Pushing back, OpenAI argued that Walters was a public figure who must prove that OpenAI acted with “actual malice” when allowing ChatGPT to produce allegedly harmful outputs. But Monroe told the court that OpenAI “has not shown sufficient facts to establish that Walters is a general public figure.”
Whether or not Walters is a public figure could be another key question leading Cason to rule against OpenAI’s motion to dismiss.
Perhaps also frustrating the court, OpenAI introduced “a large amount of material” in its motion to dismiss that fell outside the scope of the complaint, Monroe argued. That included pointing to a disclaimer in ChatGPT’s terms of use that warns users that ChatGPT’s responses may not be accurate and should be verified before publishing. According to OpenAI, this disclaimer makes Riehl the “owner” of any libelous ChatGPT responses to his queries.
“A disclaimer does not make an otherwise libelous statement non-libelous,” Monroe argued. And even if the disclaimer made Riehl liable for publishing the ChatGPT output—an argument that may give some ChatGPT users pause before querying—”that responsibility does not have the effect of negating the responsibility of the original publisher of the material,” Monroe argued.
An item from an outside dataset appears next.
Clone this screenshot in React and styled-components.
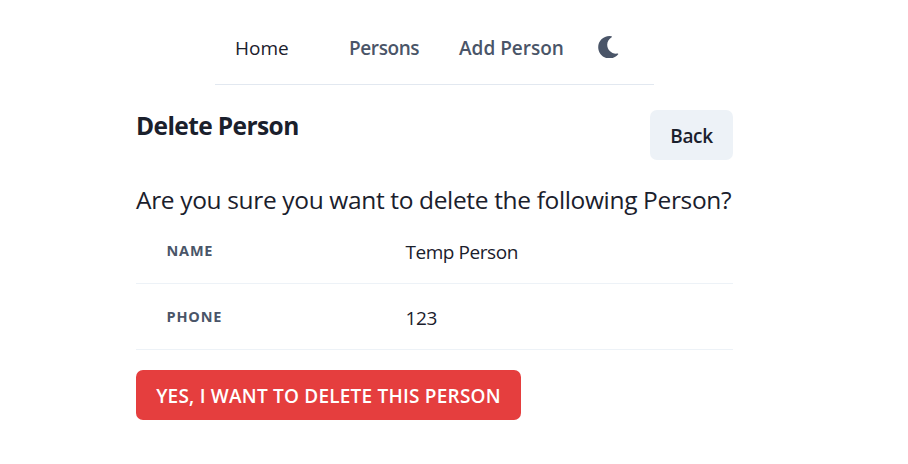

Additionally, OpenAI referenced a conversation between Walters and OpenAI, even though Monroe said that the complaint “does not allege that Walters ever had a chat” with OpenAI. And OpenAI also somewhat oddly argued that ChatGPT outputs could be considered “intra-corporate communications” rather than publications, suggesting that ChatGPT users could be considered private contractors when querying the chatbot.